**What the task requires**
Transcribe the listing in full, excluding any pictures.

**Data segment**
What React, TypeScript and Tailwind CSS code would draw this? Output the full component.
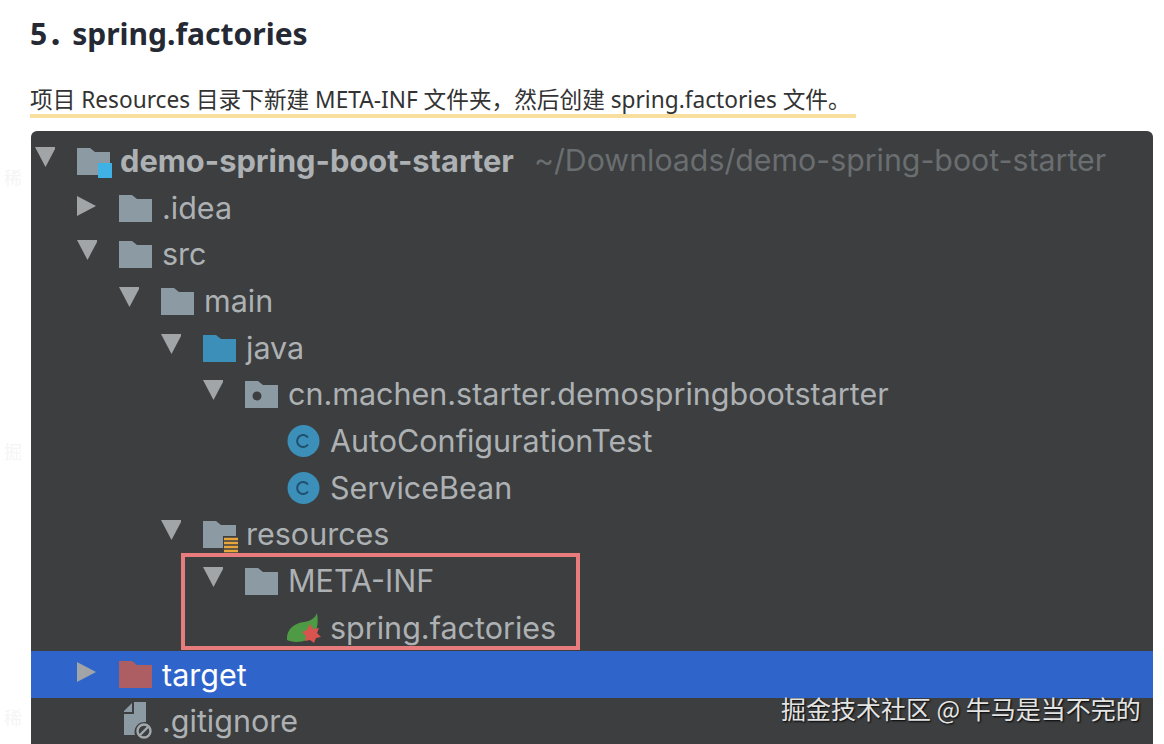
import React from 'react';

const uiFont = { fontFamily: '"Noto Sans", "Noto Sans CJK SC", sans-serif' };

const Arrow = ({ open }: { open: boolean }) =>
  open ? (
    <svg width="20" height="20" viewBox="0 0 20 20" className="-mt-2"><path d="M0 0H21L10.5 20Z" fill="#a2a5a7" /></svg>
  ) : (
    <svg width="20" height="20" viewBox="0 0 20 20" className="-mt-1"><path d="M0 0L19 10L0 20Z" fill="#a2a5a7" /></svg>
  );

const Folder = ({ color = '#8c9aa4', children }: { color?: string; children?: React.ReactNode }) => (
  <svg width="36" height="34" viewBox="0 0 36 34" className="overflow-visible">
    <path d="M0 4H13L18 8H33V31H0Z" fill={color} />
    {children}
  </svg>
);

const ClassIcon = () => (
  <svg width="34" height="34" viewBox="0 0 34 34">
    <circle cx="16.5" cy="17" r="16" fill="#3c8fb8" />
    <path d="M21 13.5a6 6 0 1 0 0 7" fill="none" stroke="#1f4f6e" strokeWidth="2" />
  </svg>
);

const SpringIcon = () => (
  <svg width="36" height="34" viewBox="0 0 36 34" className="overflow-visible">
    <path d="M0 29C-1 18 8 12 17 11C24 10 28 7 30 2C32 14 30 24 20 29C12 32 4 31 0 29Z" fill="#4f9a44" />
    <path d="M23 13L26 18L32 17L30 22L34 26L29 27L27 32L23 29L18 30L19 25L15 21L20 19Z" fill="#d9534f" />
  </svg>
);

const IgnoreIcon = () => (
  <svg width="30" height="38" viewBox="0 0 30 38" className="ml-[5px] overflow-visible">
    <path d="M0 9L8 1V10H0Z" fill="#8c9aa4" />
    <path d="M10 0H22V20A10 10 0 0 0 11 33H0V12H10Z" fill="#8c9aa4" />
    <circle cx="20" cy="29" r="6.5" fill="none" stroke="#a2a9ad" strokeWidth="2.4" />
    <path d="M16 33L24 25" stroke="#a2a9ad" strokeWidth="2.4" />
  </svg>
);

type Row = {
  depth: number;
  arrow?: 'open' | 'closed';
  icon: React.ReactNode;
  name: string;
  selected?: boolean;
  hint?: string;
};

const rows: Row[] = [
  {
    depth: 0,
    arrow: 'open',
    name: 'demo-spring-boot-starter',
    hint: '~/Downloads/demo-spring-boot-starter',
    icon: (
      <Folder>
        <rect x="21" y="19" width="14" height="15" fill="#3fb1e5" />
      </Folder>
    ),
  },
  { depth: 1, arrow: 'closed', name: '.idea', icon: <Folder /> },
  { depth: 1, arrow: 'open', name: 'src', icon: <Folder /> },
  { depth: 2, arrow: 'open', name: 'main', icon: <Folder /> },
  { depth: 3, arrow: 'open', name: 'java', icon: <Folder color="#3c8fb8" /> },
  {
    depth: 4,
    arrow: 'open',
    name: 'cn.machen.starter.demospringbootstarter',
    icon: (
      <Folder>
        <circle cx="12" cy="19" r="4.5" fill="#3c3e40" />
      </Folder>
    ),
  },
  { depth: 5, name: 'AutoConfigurationTest', icon: <ClassIcon /> },
  { depth: 5, name: 'ServiceBean', icon: <ClassIcon /> },
  {
    depth: 3,
    arrow: 'open',
    name: 'resources',
    icon: (
      <Folder>
        <rect x="20" y="19" width="15" height="17" fill="#3c3e40" />
        <path d="M21 22H35M21 26H35M21 30H35M21 34H35" stroke="#e5a73c" strokeWidth="2.4" />
      </Folder>
    ),
  },
  { depth: 4, arrow: 'open', name: 'META-INF', icon: <Folder /> },
  { depth: 5, name: 'spring.factories', icon: <SpringIcon /> },
  { depth: 1, arrow: 'closed', name: 'target', selected: true, icon: <Folder color="#ac5e62" /> },
  { depth: 1, name: '.gitignore', icon: <IgnoreIcon /> },
];

const indent = ['pl-[4px]', 'pl-[46px]', 'pl-[88px]', 'pl-[130px]', 'pl-[172px]', 'pl-[214px]'];

export default function App() {
  return (
    <div className="relative h-[744px] w-[1164px] overflow-hidden bg-white" style={uiFont}>
      <h2 className="pl-[30px] pt-[12px] text-[30px] font-bold leading-[44px] text-[#252933]">
        5<span className="tracking-[-5px]">．</span>spring.factories
      </h2>

      <p className="mt-[30px] pl-[30px] text-[22.67px] leading-[28px] text-[#333]">
        <span className="inline-block border-b-[4px] border-[#f8dfa0] pr-[5px]">
          项目 Resources 目录下新建 META-INF 文件夹，然后创建 spring.factories 文件。
        </span>
      </p>

      <div
        className="relative mt-[13px] ml-[31px] h-[640px] w-[1122px] rounded-t-[6px] bg-[#3c3e40] pt-[6.5px]"
        style={{ fontFamily: 'Inter, "Noto Sans", sans-serif' }}
      >
        {rows.map((r) => (
          <div
            key={r.name}
            className={`flex h-[46.7px] items-center text-[30.5px] ${indent[r.depth]} ${r.selected ? 'bg-[#2f65ca] text-white' : 'text-[#adb1b3]'}`}
          >
            <span className="flex w-[42px] shrink-0 items-center">
              {r.arrow && <Arrow open={r.arrow === 'open'} />}
            </span>
            <span className="flex w-[43px] shrink-0 items-center">{r.icon}</span>
            <span className={r.hint ? 'text-[30.8px] font-bold' : ''}>{r.name}</span>
            {r.hint && <span className="ml-[20px] text-[30.3px] text-[#6a6e70]">{r.hint}</span>}
          </div>
        ))}
        <div className="absolute left-[150px] top-[422px] h-[97px] w-[399px] border-[4px] border-[#e87b7b]" />
      </div>

      <div
        className="absolute left-[781px] top-[690px] text-[25px] leading-[36px] text-[#e4e4e4] [text-shadow:1px_1px_2px_#000]"
        style={{ fontFamily: '"Noto Sans CJK SC", sans-serif' }}
      >
        掘金技术社区 @ 牛马是当不完的
      </div>

      <span className="absolute left-[4px] top-[166px] text-[18px] leading-[24px] text-[#f5f5f5]">稀</span>
      <span className="absolute left-[4px] top-[440px] text-[18px] leading-[24px] text-[#f5f5f5]">掘</span>
      <span className="absolute left-[4px] top-[706px] text-[18px] leading-[24px] text-[#f5f5f5]">稀</span>
    </div>
  );
}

**Reply**
What React, TypeScript and Tailwind CSS code would draw this? Output the full component.
import React from 'react';

const uiFont = { fontFamily: '"Noto Sans", "Noto Sans CJK SC", sans-serif' };

const Arrow = ({ open }: { open: boolean }) =>
  open ? (
    <svg width="20" height="20" viewBox="0 0 20 20" className="-mt-2"><path d="M0 0H21L10.5 20Z" fill="#a2a5a7" /></svg>
  ) : (
    <svg width="20" height="20" viewBox="0 0 20 20" className="-mt-1"><path d="M0 0L19 10L0 20Z" fill="#a2a5a7" /></svg>
  );

const Folder = ({ color = '#8c9aa4', children }: { color?: string; children?: React.ReactNode }) => (
  <svg width="36" height="34" viewBox="0 0 36 34" className="overflow-visible">
    <path d="M0 4H13L18 8H33V31H0Z" fill={color} />
    {children}
  </svg>
);

const ClassIcon = () => (
  <svg width="34" height="34" viewBox="0 0 34 34">
    <circle cx="16.5" cy="17" r="16" fill="#3c8fb8" />
    <path d="M21 13.5a6 6 0 1 0 0 7" fill="none" stroke="#1f4f6e" strokeWidth="2" />
  </svg>
);

const SpringIcon = () => (
  <svg width="36" height="34" viewBox="0 0 36 34" className="overflow-visible">
    <path d="M0 29C-1 18 8 12 17 11C24 10 28 7 30 2C32 14 30 24 20 29C12 32 4 31 0 29Z" fill="#4f9a44" />
    <path d="M23 13L26 18L32 17L30 22L34 26L29 27L27 32L23 29L18 30L19 25L15 21L20 19Z" fill="#d9534f" />
  </svg>
);

const IgnoreIcon = () => (
  <svg width="30" height="38" viewBox="0 0 30 38" className="ml-[5px] overflow-visible">
    <path d="M0 9L8 1V10H0Z" fill="#8c9aa4" />
    <path d="M10 0H22V20A10 10 0 0 0 11 33H0V12H10Z" fill="#8c9aa4" />
    <circle cx="20" cy="29" r="6.5" fill="none" stroke="#a2a9ad" strokeWidth="2.4" />
    <path d="M16 33L24 25" stroke="#a2a9ad" strokeWidth="2.4" />
  </svg>
);

type Row = {
  depth: number;
  arrow?: 'open' | 'closed';
  icon: React.ReactNode;
  name: string;
  selected?: boolean;
  hint?: string;
};

const rows: Row[] = [
  {
    depth: 0,
    arrow: 'open',
    name: 'demo-spring-boot-starter',
    hint: '~/Downloads/demo-spring-boot-starter',
    icon: (
      <Folder>
        <rect x="21" y="19" width="14" height="15" fill="#3fb1e5" />
      </Folder>
    ),
  },
  { depth: 1, arrow: 'closed', name: '.idea', icon: <Folder /> },
  { depth: 1, arrow: 'open', name: 'src', icon: <Folder /> },
  { depth: 2, arrow: 'open', name: 'main', icon: <Folder /> },
  { depth: 3, arrow: 'open', name: 'java', icon: <Folder color="#3c8fb8" /> },
  {
    depth: 4,
    arrow: 'open',
    name: 'cn.machen.starter.demospringbootstarter',
    icon: (
      <Folder>
        <circle cx="12" cy="19" r="4.5" fill="#3c3e40" />
      </Folder>
    ),
  },
  { depth: 5, name: 'AutoConfigurationTest', icon: <ClassIcon /> },
  { depth: 5, name: 'ServiceBean', icon: <ClassIcon /> },
  {
    depth: 3,
    arrow: 'open',
    name: 'resources',
    icon: (
      <Folder>
        <rect x="20" y="19" width="15" height="17" fill="#3c3e40" />
        <path d="M21 22H35M21 26H35M21 30H35M21 34H35" stroke="#e5a73c" strokeWidth="2.4" />
      </Folder>
    ),
  },
  { depth: 4, arrow: 'open', name: 'META-INF', icon: <Folder /> },
  { depth: 5, name: 'spring.factories', icon: <SpringIcon /> },
  { depth: 1, arrow: 'closed', name: 'target', selected: true, icon: <Folder color="#ac5e62" /> },
  { depth: 1, name: '.gitignore', icon: <IgnoreIcon /> },
];

const indent = ['pl-[4px]', 'pl-[46px]', 'pl-[88px]', 'pl-[130px]', 'pl-[172px]', 'pl-[214px]'];

export default function App() {
  return (
    <div className="relative h-[744px] w-[1164px] overflow-hidden bg-white" style={uiFont}>
      <h2 className="pl-[30px] pt-[12px] text-[30px] font-bold leading-[44px] text-[#252933]">
        5<span className="tracking-[-5px]">．</span>spring.factories
      </h2>

      <p className="mt-[30px] pl-[30px] text-[22.67px] leading-[28px] text-[#333]">
        <span className="inline-block border-b-[4px] border-[#f8dfa0] pr-[5px]">
          项目 Resources 目录下新建 META-INF 文件夹，然后创建 spring.factories 文件。
        </span>
      </p>

      <div
        className="relative mt-[13px] ml-[31px] h-[640px] w-[1122px] rounded-t-[6px] bg-[#3c3e40] pt-[6.5px]"
        style={{ fontFamily: 'Inter, "Noto Sans", sans-serif' }}
      >
        {rows.map((r) => (
          <div
            key={r.name}
            className={`flex h-[46.7px] items-center text-[30.5px] ${indent[r.depth]} ${r.selected ? 'bg-[#2f65ca] text-white' : 'text-[#adb1b3]'}`}
          >
            <span className="flex w-[42px] shrink-0 items-center">
              {r.arrow && <Arrow open={r.arrow === 'open'} />}
            </span>
            <span className="flex w-[43px] shrink-0 items-center">{r.icon}</span>
            <span className={r.hint ? 'text-[30.8px] font-bold' : ''}>{r.name}</span>
            {r.hint && <span className="ml-[20px] text-[30.3px] text-[#6a6e70]">{r.hint}</span>}
          </div>
        ))}
        <div className="absolute left-[150px] top-[422px] h-[97px] w-[399px] border-[4px] border-[#e87b7b]" />
      </div>

      <div
        className="absolute left-[781px] top-[690px] text-[25px] leading-[36px] text-[#e4e4e4] [text-shadow:1px_1px_2px_#000]"
        style={{ fontFamily: '"Noto Sans CJK SC", sans-serif' }}
      >
        掘金技术社区 @ 牛马是当不完的
      </div>

      <span className="absolute left-[4px] top-[166px] text-[18px] leading-[24px] text-[#f5f5f5]">稀</span>
      <span className="absolute left-[4px] top-[440px] text-[18px] leading-[24px] text-[#f5f5f5]">掘</span>
      <span className="absolute left-[4px] top-[706px] text-[18px] leading-[24px] text-[#f5f5f5]">稀</span>
    </div>
  );
}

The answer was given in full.